JUEVES Ť 13 Ť SEPTIEMBRE Ť 2001

Olga Harmony

La noche de los asesinos

Estrenada entre nosotros en el definitivo 1968, la obra de José Triana empezó a configurar una especie de mito. En parte por la dirección de Juan José Gurrola y las actuaciones de Marta Verduzco, Beatriz Sheridan y Roberto Dumont, pero sobre todo porque configuró la imagen de una generación parricida que en todas partes del mundo encontró pronto cauces políticos e ideológicos. Con gran influencia genetiana, La noche de los asesinos pronto influyó, a su vez, en las estructuras de muchos textos en que los personajes reales interpretaban muchos otros supuestos personajes en un juego que terminó por convertirse en repetitivo. A lo largo de las décadas la hemos visto malamente representada por grupos de los estados y, en un momento dado, nos preguntamos si todavía tenía vigencia.

En este momento la tiene. Se regresa a una rebeldía, esta vez más difusa, generacional propiciada por la falta de amor en las familias, pero también por un horizonte oscuro que los jóvenes avizoran en un sistema que se ha comido cualquier propuesta solidaria y en la que el individualismo rampante -con las excepciones de rigor- exige antes que nada el éxito. Por supuesto que la construcción ya no depara asombros, aunque la diferencia de tonos entre las dos partes que la constituyen requiere un alto grado de virtuosismo en quienes la escenifiquen, más allá de los giros a diferentes personajes que encaran los actores. El humor negro, la farsa grotesca y casi esperpéntica del primer acto ceden en el segundo, sin perder sus características estructurales, a una exploración interior, intimista, de los verdaderos sentimientos de los personajes.

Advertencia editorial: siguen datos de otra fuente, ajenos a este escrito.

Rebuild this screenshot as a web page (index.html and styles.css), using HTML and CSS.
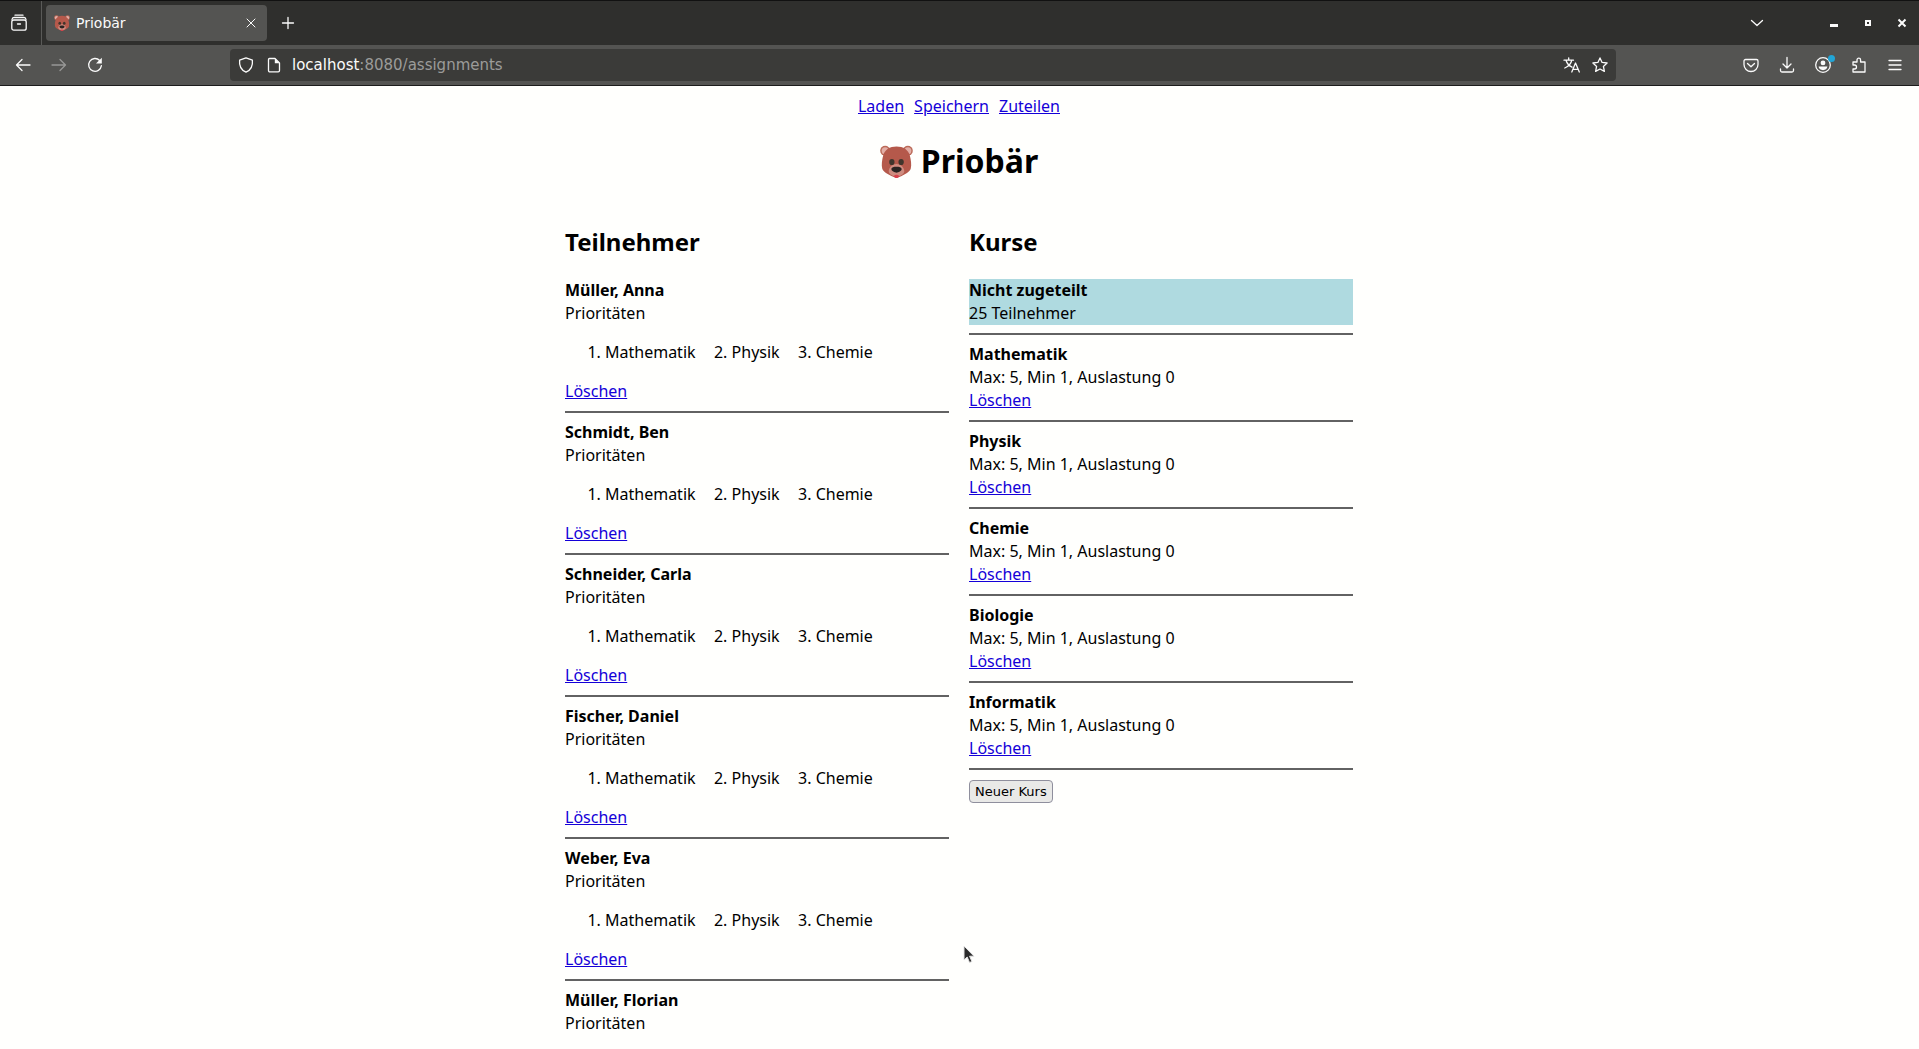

Volvemos a ver el texto de Triana montado por una compañía cubana dirigida por el cineasta Pastor Vega con muy poco oficio teatral. En una escenografía sin crédito que reproduce la buhardilla de la casa familiar, el director traiciona una de las propuestas esenciales de la obra, que es el juego ritual de los hermanos ensimismados en él, culpables en la intención e incapaces de una rebeldía real en los hechos. Pastor Vega hace que los actores se dirijan al público durante sus juegos, como si necesitaran la comunicación con un exterior que los justifique, con lo que lo ritual, lo misterioso de su purificación se desvanece. Al abrirse la cuarta pared, la catarsis de los hermanos, a través de sus ritos parricidas, se convierte en un imposible teatro dentro del teatro. El trazo escénico no es mejor. Vega hace que sus actores recojan interminablemente las viejas ropas y los periódicos regados en el suelo para volver a esparcirlos en tareas actorales muy faltas de imaginación.

Actúa la muy conocida por sus películas Daisy Granados, muy fuera de edad, ciertamente, pero la única que tiene un peso actoral y dota a Cuca de los matices necesarios. Isabel Santos, como Beba, no alcanza los registros necesarios, no matiza, se advierte siempre tensa y cuando requiere ser graciosa -en su caracterización del juez, por ejemplo- su juego escénico es muy de principiante, a pesar de ser una actriz joven muy reconocida por sus intervenciones en filmes. Hiram Vega, actor cubano egresado del Cea de Televisa, tampoco logra convencer como Lalo. A lo mejor por ello, José Triana, presente en el estreno, comentó con sutileza que le gustaría ver su obra representada por actores maduros, con lo que lo grotesco resaltaría, lo que no deja de ser una idea inquietante.

Hace mucho tiempo que no veo teatro realizado por cubanos y lo cierto es que este es un grupo profesional. Qué tan representativo sea de lo que se hace en la actualidad en la isla es algo que ignoramos. De cualquier manera es de agradecer a Patricia Reyes Spíndola -apoyada por la Sogem y el INBA- que haya podido traerlos a México, sobre todo a José Triana, tan admirado entre nosotros.